> What you will do: Find the lines holding the word "styles" and collect them.

> Material:
========
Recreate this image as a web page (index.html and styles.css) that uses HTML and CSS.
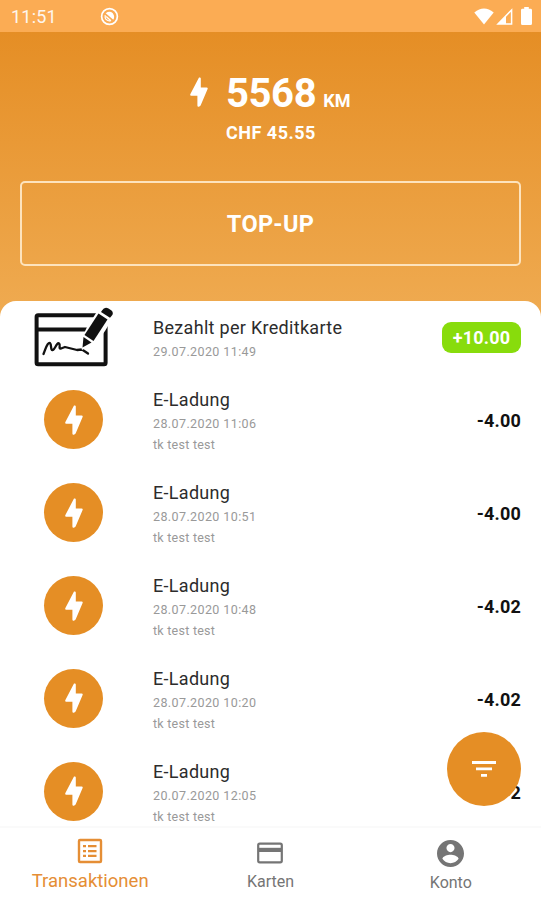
FILE: index.html
```html
<!DOCTYPE html>
<html lang="de">
<head>
  <meta charset="UTF-8">
  <meta name="viewport" content="width=device-width, initial-scale=1.0">
  <title>Transaktionen</title>
  <link rel="stylesheet" href="styles.css">
</head>
<body>
  <!-- Shared icons -->
  <svg class="sprite" aria-hidden="true">
    <symbol id="bolt" viewBox="0 0 18 30">
      <path d="M9 .5 Q10.800 0 10.800 1.600 V10.600 H16.600 Q18.300 10.700 17.500 12.200 L10.600 28.600 Q9.600 30 8.400 29.700 Q7.400 29.500 7.400 28.400 V18.800 H1.200 Q-.3 18.600 .4 17 Z"/>
    </symbol>
  </svg>

  <div class="app">
    <header class="status">
      <span class="clock">11:51</span>
      <svg class="status-app" viewBox="0 0 20 20">
        <circle cx="10" cy="10" r="8.3" fill="none" stroke="#fff" stroke-width="1.8"/>
        <path d="M6 6.500 Q10 3.500 13.500 6.500 Q16 10 14 13.500 Z" fill="#fff"/>
        <path d="M5.500 8.500 Q4.500 14.500 11 15 M6.500 10 L11.500 14.500" fill="none" stroke="#fff" stroke-width="1.300"/>
      </svg>
      <div class="status-right">
        <svg width="20" height="17" viewBox="0 0 20 17"><path fill="#fff" d="M10 16.5 L.3 4.6 Q10 -3.4 19.7 4.6 Z"/></svg>
        <svg width="17" height="17" viewBox="0 0 17 17"><path fill="none" stroke="#fff" stroke-width="1.5" d="M2 15.9 H15.6 V2 Z"/><path fill="#fff" d="M2 16 L10 8 V16 Z"/></svg>
        <svg class="battery" width="11" height="18" viewBox="0 0 11 18"><path fill="#fff" d="M3.2 0 H7.8 V1.8 H9.6 Q11 1.8 11 3.2 V16.5 Q11 18 9.6 18 H1.4 Q0 18 0 16.5 V3.2 Q0 1.8 1.4 1.8 H3.2 Z"/></svg>
      </div>
    </header>

    <section class="balance">
      <div class="balance-info">
        <svg class="balance-bolt"><use href="#bolt"/></svg>
        <div>
          <div class="range"><span class="range-value">5568</span><span class="range-unit">KM</span></div>
          <div class="money">CHF 45.55</div>
        </div>
      </div>
      <button class="topup">TOP-UP</button>
    </section>

    <main class="list">
      <div class="row row-short">
        <div class="row-icon">
          <svg class="card-sign" width="80" height="60" viewBox="0 0 80 60">
            <rect x="2.6" y="8.2" width="69" height="49" rx="1.5" fill="none" stroke="#111" stroke-width="4"/>
            <path d="M2 22.5 H60" stroke="#111" stroke-width="4"/>
            <path d="M9.5 47 C12 41 13 36 15.5 36 C18 36 16 44 19 43 C21 42 23 35 25 36.500 C27 38 24 42 27 41.500 L31 40 L37 41.500 L43 43 L48 42.500 L54 46.500" fill="none" stroke="#111" stroke-width="2.300" stroke-linejoin="round" stroke-linecap="round"/>
            <path d="M66 0 L80 0 L80 9 L71 24 L63 35 L48 43 L46 35 L53 20 Z" fill="#fff"/>
            <path d="M64.500 6.500 L73.500 12.500 L59.500 34 L50.500 28 Z" fill="#111"/>
            <path d="M49.500 30 L57.500 35.500 L48.500 40.500 Z" fill="#111"/>
            <path d="M68 3.500 Q70.500 -.5 74.500 1.500 L77.500 3.500 Q80.200 6 77.500 9 L76 10.800 L67 5 Z" fill="#111"/>
          </svg>
        </div>
        <div class="row-text">
          <div class="title">Bezahlt per Kreditkarte</div>
          <div class="sub">29.07.2020 11:49</div>
        </div>
        <div class="amount amount-plus">+10.00</div>
      </div>

      <div class="row">
        <div class="row-icon"><span class="circle"><svg class="circle-bolt"><use href="#bolt"/></svg></span></div>
        <div class="row-text">
          <div class="title">E-Ladung</div>
          <div class="sub">28.07.2020 11:06</div>
          <div class="sub note">tk test test</div>
        </div>
        <div class="amount">-4.00</div>
      </div>

      <div class="row">
        <div class="row-icon"><span class="circle"><svg class="circle-bolt"><use href="#bolt"/></svg></span></div>
        <div class="row-text">
          <div class="title">E-Ladung</div>
          <div class="sub">28.07.2020 10:51</div>
          <div class="sub note">tk test test</div>
        </div>
        <div class="amount">-4.00</div>
      </div>

      <div class="row">
        <div class="row-icon"><span class="circle"><svg class="circle-bolt"><use href="#bolt"/></svg></span></div>
        <div class="row-text">
          <div class="title">E-Ladung</div>
          <div class="sub">28.07.2020 10:48</div>
          <div class="sub note">tk test test</div>
        </div>
        <div class="amount">-4.02</div>
      </div>

      <div class="row">
        <div class="row-icon"><span class="circle"><svg class="circle-bolt"><use href="#bolt"/></svg></span></div>
        <div class="row-text">
          <div class="title">E-Ladung</div>
          <div class="sub">28.07.2020 10:20</div>
          <div class="sub note">tk test test</div>
        </div>
        <div class="amount">-4.02</div>
      </div>

      <div class="row">
        <div class="row-icon"><span class="circle"><svg class="circle-bolt"><use href="#bolt"/></svg></span></div>
        <div class="row-text">
          <div class="title">E-Ladung</div>
          <div class="sub">20.07.2020 12:05</div>
          <div class="sub note">tk test test</div>
        </div>
        <div class="amount">2</div>
      </div>

      <!-- Filter button, floats over the list -->
      <button class="fab" aria-label="Filter">
        <svg width="26" height="18" viewBox="0 0 26 18"><path fill="#fff" d="M1 1 H25 V4 H1 Z M5 7.500 H21 V10.300 H5 Z M10 14 H16 V16.700 H10 Z"/></svg>
      </button>
    </main>

    <nav class="tabs">
      <a class="tab tab-active">
        <svg width="26" height="26" viewBox="0 0 26 26">
          <rect x="2" y="2" width="22" height="22" rx="1" fill="none" stroke="currentColor" stroke-width="2.400"/>
          <path fill="currentColor" d="M6 7 H9 V9.300 H6 Z M11 7 H19.500 V9.300 H11 Z M6 11.900 H9 V14.200 H6 Z M11 11.900 H19.500 V14.200 H11 Z M6 16.800 H9 V19.100 H6 Z M11 16.800 H19.500 V19.100 H11 Z"/>
        </svg>
        <span>Transaktionen</span>
      </a>
      <a class="tab">
        <svg width="28" height="26" viewBox="0 0 28 26">
          <rect x="2.200" y="3.700" width="23.600" height="18.600" rx="1.500" fill="none" stroke="currentColor" stroke-width="2.200"/>
          <path fill="currentColor" d="M2 7.800 H26 V12 H2 Z"/>
        </svg>
        <span>Karten</span>
      </a>
      <a class="tab">
        <svg width="27" height="27" viewBox="2 2 20 20">
          <path fill="currentColor" d="M12 2C6.480 2 2 6.480 2 12s4.480 10 10 10 10-4.480 10-10S17.520 2 12 2zm0 3c1.660 0 3 1.340 3 3s-1.340 3-3 3-3-1.340-3-3 1.340-3 3-3zm0 14.200c-2.500 0-4.710-1.280-6-3.220.03-1.990 4-3.080 6-3.080 1.990 0 5.970 1.090 6 3.080-1.290 1.940-3.500 3.220-6 3.220z"/>
        </svg>
        <span>Konto</span>
      </a>
    </nav>
  </div>
</body>
</html>
```

FILE: styles.css
```css
* {
  box-sizing: border-box;
}
body {
  margin: 0;
  font-family: Roboto, "Liberation Sans", sans-serif;
  background: #fff;
}
button {
  font-family: inherit;
  padding: 0;
}
.sprite {
  display: none;
}
.app {
  display: flex;
  flex-direction: column;
  height: 900px;
  overflow: hidden;
  background: linear-gradient(#e58e25 32px, #efaa50 310px);
}

/* Status bar */
.status {
  display: flex;
  align-items: center;
  flex: none;
  height: 32px;
  padding: 0 9px 0 11px;
  background: #fbac54;
  color: #fff;
}
.clock {
  width: 89px;
  font-size: 18px;
  line-height: 32px;
  padding-top: 2px;
  letter-spacing: 0.2px;
  opacity: 0.9;
}
.status-app {
  width: 19px;
  height: 19px;
}
.status-right {
  display: flex;
  align-items: center;
  gap: 2px;
  margin-left: auto;
}
.battery {
  margin-left: 6px;
}

/* Balance */
.balance {
  display: flex;
  flex-direction: column;
  flex: none;
  height: 269px;
  padding: 38px 20px 0;
  color: #fff;
}
.balance-info {
  display: flex;
  height: 111px;
  padding-left: 170px;
  font-weight: bold;
}
.balance-bolt {
  width: 18px;
  height: 30px;
  margin: 7px 18px 0 0;
  fill: #fff;
}
.range {
  display: flex;
  align-items: baseline;
  gap: 7px;
  line-height: 48px;
}
.range-value {
  font-size: 40px;
  letter-spacing: -0.4px;
}
.range-unit {
  font-size: 18px;
}
.money {
  font-size: 18px;
  line-height: 28px;
  margin-top: -6px;
  letter-spacing: 0.5px;
}
.topup {
  height: 85px;
  border: 2px solid #fde3bd;
  border-radius: 5px;
  background: none;
  color: #fff;
  font-size: 23.5px;
  font-weight: bold;
  letter-spacing: 0.3px;
}

/* Transactions */
.list {
  position: relative;
  flex: none;
  height: 525px;
  background: #fff;
  border-radius: 16px 16px 0 0;
}
.row {
  display: flex;
  align-items: center;
  height: 92.8px;
  padding-right: 20px;
}
.row-short {
  height: 72.6px;
}
.row-icon {
  display: flex;
  justify-content: center;
  width: 147px;
  margin-right: 6px;
}
.circle {
  display: flex;
  align-items: center;
  justify-content: center;
  width: 59px;
  height: 59px;
  border-radius: 50%;
  background: #e58e25;
}
.circle-bolt {
  width: 18px;
  height: 30px;
  fill: #fff;
}
.row-text {
  flex: 1;
  padding-top: 3px;
}
.title {
  font-size: 18px;
  line-height: 26px;
  letter-spacing: 0.3px;
  color: #2c2c2c;
}
.sub {
  font-size: 12.5px;
  line-height: 21px;
  letter-spacing: 0.4px;
  color: #999;
}
.note {
  letter-spacing: 0.25px;
}
.amount {
  padding-top: 2px;
  font-size: 18px;
  font-weight: bold;
  letter-spacing: 0.2px;
  color: #111;
}
.amount-plus {
  width: 79px;
  height: 31px;
  padding-top: 0;
  border-radius: 9px;
  background: #88dc0c;
  color: #fff;
  line-height: 32px;
  text-align: center;
}
.fab {
  position: absolute;
  right: 20px;
  bottom: 20px;
  display: flex;
  align-items: center;
  justify-content: center;
  width: 74px;
  height: 74px;
  border: 0;
  border-radius: 50%;
  background: #e58e25;
}

/* Bottom navigation */
.tabs {
  display: grid;
  grid-template-columns: repeat(3, 1fr);
  flex: 1;
  position: relative;
  background: #fff;
  border-top: 2px solid #fafafa;
}
.tab {
  display: flex;
  flex-direction: column;
  align-items: center;
  padding-top: 12px;
  color: #757575;
  font-size: 16px;
}
.tab span {
  line-height: 32px;
}
.tab-active {
  padding-top: 10px;
  color: #e58e35;
  font-size: 18.5px;
}
.tab-active span {
  line-height: 35px;
}
```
========
> Solution for this exercise:
Recreate this image as a web page (index.html and styles.css) that uses HTML and CSS.
  <link rel="stylesheet" href="styles.css">
FILE: styles.css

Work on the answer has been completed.